Airflow for testing and home usage

Docker Installation

When using Docker, you will need to install it via the official website.

Navigate to the project folder via shell or in your IDE terminal.

Then compose the container by running the following command:

docker-compose up -d --build

Running the process with Airflow

For accessing Airflow Webserver, go to localhost:8080.

The default test user is:

user: admin

pass: admin

If you want to check the Spark UI, you can access it through localhost:9090.

Before running any Spark Job, you will need to create the Spark connection used by the Operators, you can do so by following the next steps:

  • Acces the Webserver UI, go to Admin > Connections

  • Create a new connection with the following parameters:

DAG

The connection name must be the same as on the DAG that uses it. Check the file /dags/test_dag.py for an example.

Installation

Prerequisites for developing

  • Python: for developing I've used Python 3.8.10, on the Docker the version installed is 3.11. The Poetry dependencies allow between 3.8 and 3.12.
  • Spark and JDK Installation:

Before installing the packages, you will need to specify the environment variables. Download Java from here.

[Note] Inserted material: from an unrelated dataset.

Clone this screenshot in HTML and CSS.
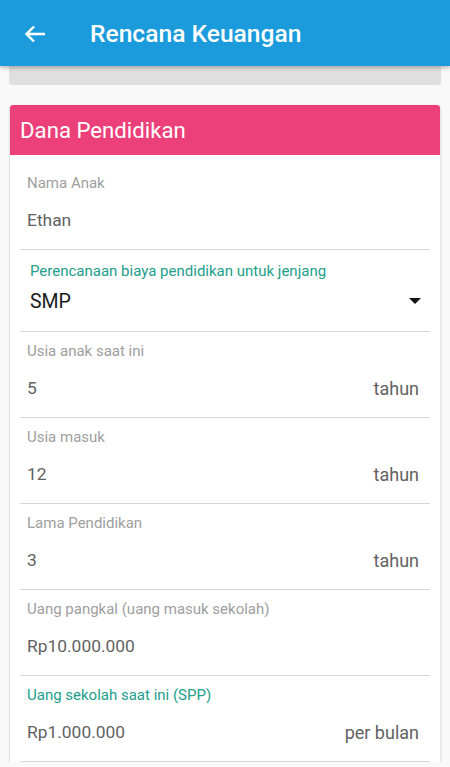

In the case of using Mac, you can download it directly using brew:

brew install openjdk@11

After downloading and installing the JDK you need to set the JAVA_HOME variable. - Windows: You will have to open the Environment variables in the Control Panel, and then create a new User Variable as shown in the image:

Environment variables

Afterwards, you will have to add it to the PATH:

PATH

  • Linux and Mac:

You just need to run the following command on the terminal:

export JAVA_HOME = {path to the java JDK}

Also, you will have to download Spark from here.

The version used on this project is 3.5.0 and Hadoop 3.3. After downloading it, extract it to your preferred location, this will be your SPARK_HOME. Now you have to set up the environment variable following the same steps as with the JDK.

The same path must be used for HADOOP_HOME.

If you are using Windows , for future troubleshooting you may need to download winutils.exe, you can download it from here. Place this file in the %SPARK_HOME%\bin folder.

Installing dependencies:

First, you need to install Poetry, assuming that you already have installed Python.

pip install poetry

Then, navigate to the project folder and execute the following command:

 poetry install

After the dependency installation is completed, select the created virtual environment as your Python Interpreter for developing and testing.